Amidst the current economic mess, while jobs are being lost in millions, people are being forced to leave their homes left right and center, life savings, 401ks, retirement savings of the common man are being reduced to rubbles, I banks (read Goldman Sachs) continue to churn out amazing profits from what is now nothing but a naked form of state-subsidized (read Obama administration) profit generating racket for the remaining few I-banks (Goldman primarily after Merryl, Bear Sterns and Lehmann managed to go belly up with greed, as a sidenote the prestigious scumbag and asshole of the decade award goes to (Sloan) Harvard alum and ex Merryl CEO John Thain for managing to award himself and his fellow execs 100s of millions of $$ in performance bonus exactly 8 days before they had to go to the US government asking for a bailout).
Ok lets start:
The chief players: Goldman Sachs, SEC, White house
Cameos: Merryl, Bear Sterns, Lehmann
Comic relief: AIG
Act 1: The great depression of 09 aka how wall street managed to ass rape you
The story so far (quoted in green):
A former Goldman chief, Rubin, presses the Commodities Futures Trading Commission(CFTC, a federal government regulation and enforcing agency for the market) to deregulate a type of derivative contract whose chief benefit to an investment bank like Goldman is that it allows it to lend more — the CDS being most useful as a tool to move investment risk off a bank’s balance sheet. Then another Goldman chief, Paulson, pushes for further relaxation of lending limits. Then Goldman jumps head-first into the housing bubble, buying tens of billions in CDS protection to hedge their crazy investments. This massive explosion in lending by banks like Goldman, fueled in part by the use of derivatives like CDS and fueled still more by the 2004 change in rules, puts an enormous strain on the economy, leading to giant holes blown in its hull by the end of 2007 and on through 2008. It follows that when Goldman’s chief partners in those CDS deals, AIG, collapses as part of this wave of crashes, Paulson — now Treasury Secretary — rushes to the rescue, pumping billions in taxpayer money into AIG that is quickly funneled to Goldman. Then a Goldman alum is put in charge of AIG while another bunch of Goldman alums funnels still more bailout money to AIG, and yet another Goldman alum is put in charge of regulating the derivative market that is the focus of most of the bailout efforts.

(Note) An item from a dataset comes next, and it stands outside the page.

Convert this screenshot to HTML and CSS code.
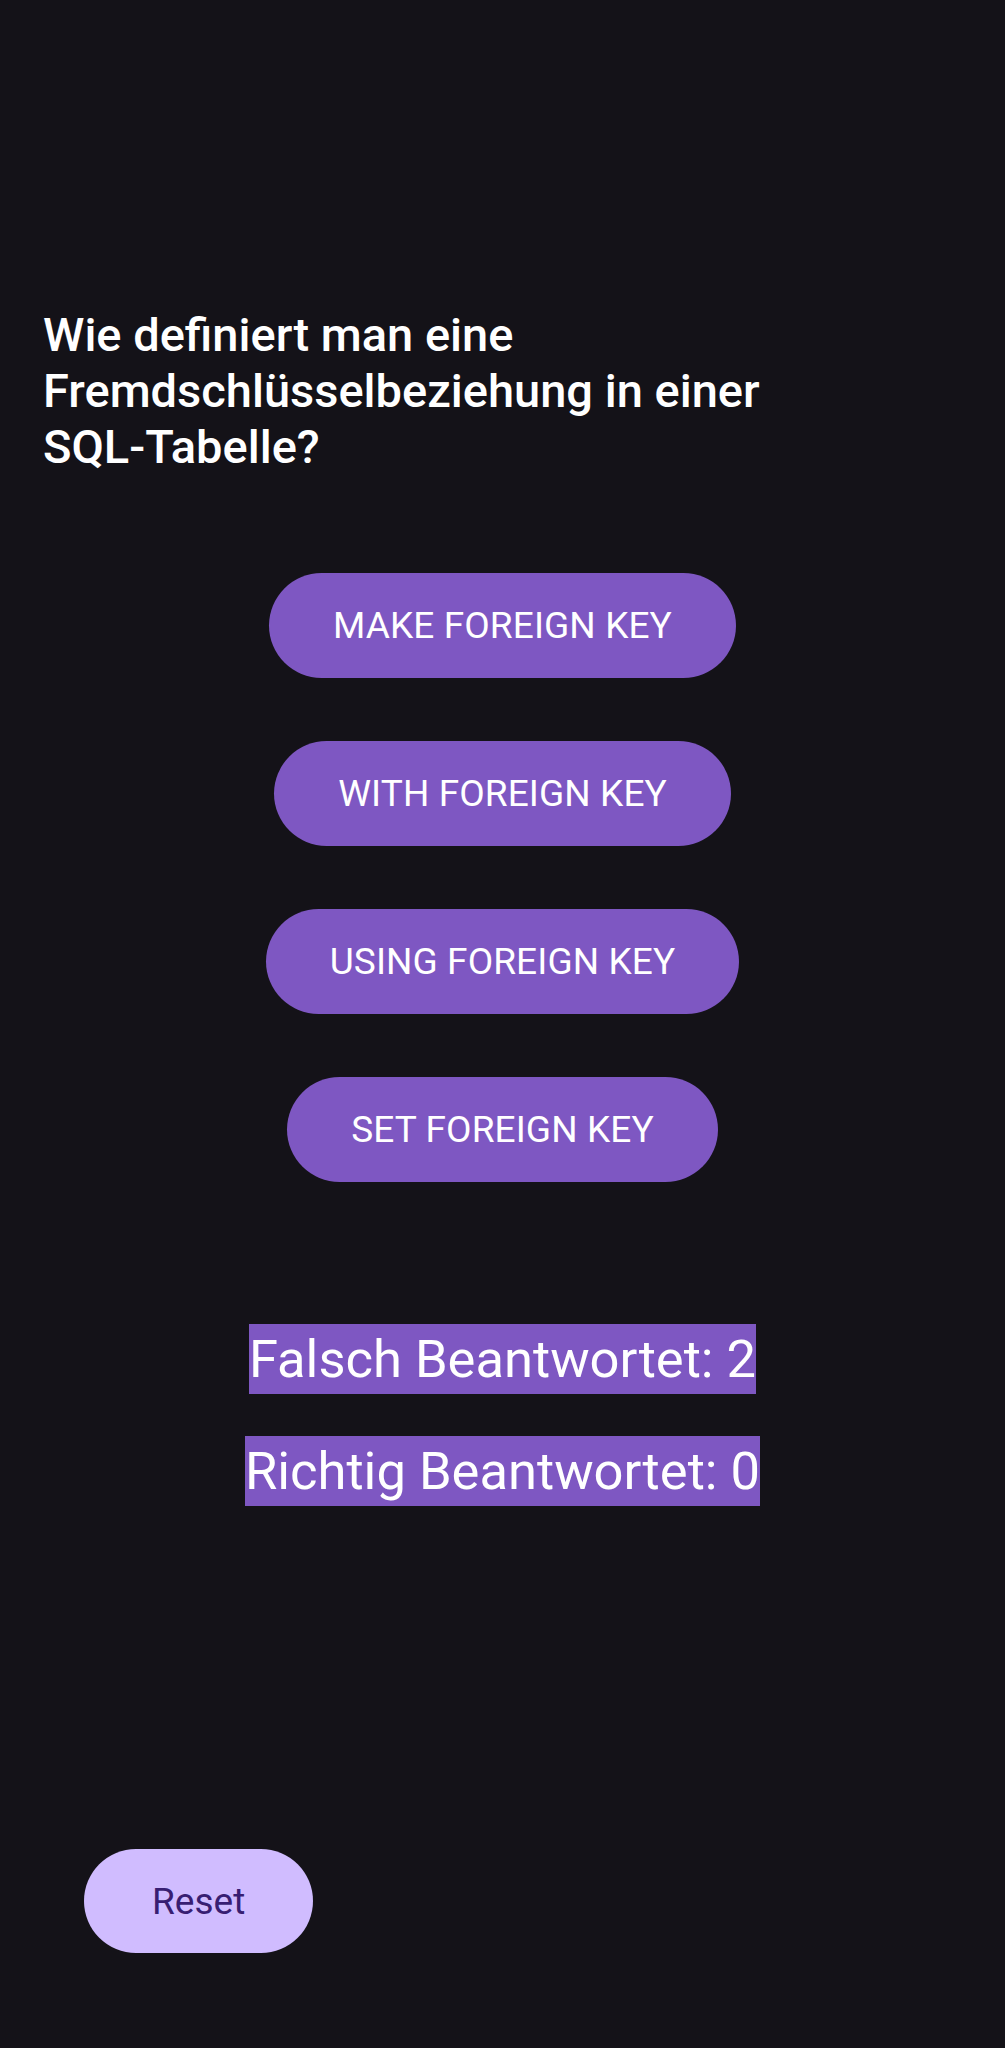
FILE: index.html
```html
<!DOCTYPE html>
<html lang="de">
<head>
<meta charset="utf-8">
<title>Quiz</title>
<link rel="stylesheet" href="styles.css">
</head>
<body>
<main class="screen">
  <h1 class="question">Wie definiert man eine Fremdschlüsselbeziehung in einer SQL-Tabelle?</h1>
  <div class="answers">
    <button class="answer">MAKE FOREIGN KEY</button>
    <button class="answer">WITH FOREIGN KEY</button>
    <button class="answer">USING FOREIGN KEY</button>
    <button class="answer">SET FOREIGN KEY</button>
  </div>
  <div class="stats">
    <span class="stat">Falsch Beantwortet: 2</span>
    <span class="stat">Richtig Beantwortet: 0</span>
  </div>
  <div class="footer">
    <button class="reset">Reset</button>
  </div>
</main>
</body>
</html>
```

FILE: styles.css
```css
html, body {
  margin: 0;
  padding: 0;
  background: #141218;
}
body {
  font-family: Roboto, "Liberation Sans", sans-serif;
  color: #ffffff;
  height: 2048px;
}
.screen {
  display: flex;
  flex-direction: column;
  padding-top: 307px;
}
.question {
  margin: 0;
  padding: 0 43px;
  font-size: 47px;
  line-height: 56px;
  font-weight: 500;
  letter-spacing: 0;
  color: #ffffff;
  max-width: 800px;
}
.answers {
  margin-top: 98px;
  display: flex;
  flex-direction: column;
  align-items: center;
  gap: 63px;
}
.answer {
  height: 105px;
  padding: 0 64px;
  border: none;
  border-radius: 53px;
  background: #7e57c2;
  color: #ffffff;
  font-family: Roboto, "Liberation Sans", sans-serif;
  font-size: 37px;
  font-weight: 400;
  letter-spacing: 0.1px;
}
.stats {
  margin-top: 142px;
  display: flex;
  flex-direction: column;
  align-items: center;
  gap: 42px;
}
.stat {
  background: #7e57c2;
  color: #ffffff;
  font-size: 52.5px;
  line-height: 70px;
  padding: 0;
}
.footer {
  margin-top: 343px;
  padding-left: 84px;
}
.reset {
  height: 104px;
  padding: 0 68px;
  border: none;
  border-radius: 52px;
  background: #d0bcff;
  color: #381e72;
  font-family: Roboto, "Liberation Sans", sans-serif;
  font-size: 37px;
  font-weight: 400;
}
```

In the midst of all of this, something amazing happens. Goldman Sachs, along with Bank of America, Morgan Stanley, and a host of other “troubled” banks, reports a profit for its first quarter in 2009! How and why that happened is another fascinating story, for another time. For now the only thing to remember is that all the same people who got us into this mess — Rubin, Summers, Goldman in general — are now being put in charge of the cleanup by a president who spent most of 18 months on the campaign trail pledging to end the influence of money in politics.
Add this together with the obscene giveaway that is the Toxic Asset program Geither has just devised (Goldman Sachs “expressed interest in participating in the plan as an investor,” according to the WSJ), and you have an amazing situation. Between the Bush and Obama administrations, you have a bailout program that has now figured three ways to funnel money to Goldman, Sachs: via AIG, via TARP, and now via this trillion-dollar “Public-Private Investment Program,” which basically lends huge amounts of money to investors and provides guarantees against heavy losses. It’s free money, state-subsidized profiteering at its most naked.
Hail Goldman, fucking assholes, all of you execs and b-school alums at Goldman should be lined up in a row and asked to eat shit burgers followed by a "thanks a lot, can I have one more and please can you piss on me while you are flipping those shit burgers".
In today's fun news: I played poker at the airport on saturday after my flight got delayed on a supremely dodgy Boingo connection, and managed to rip $8k off a huge donkish player in less than 2 hours.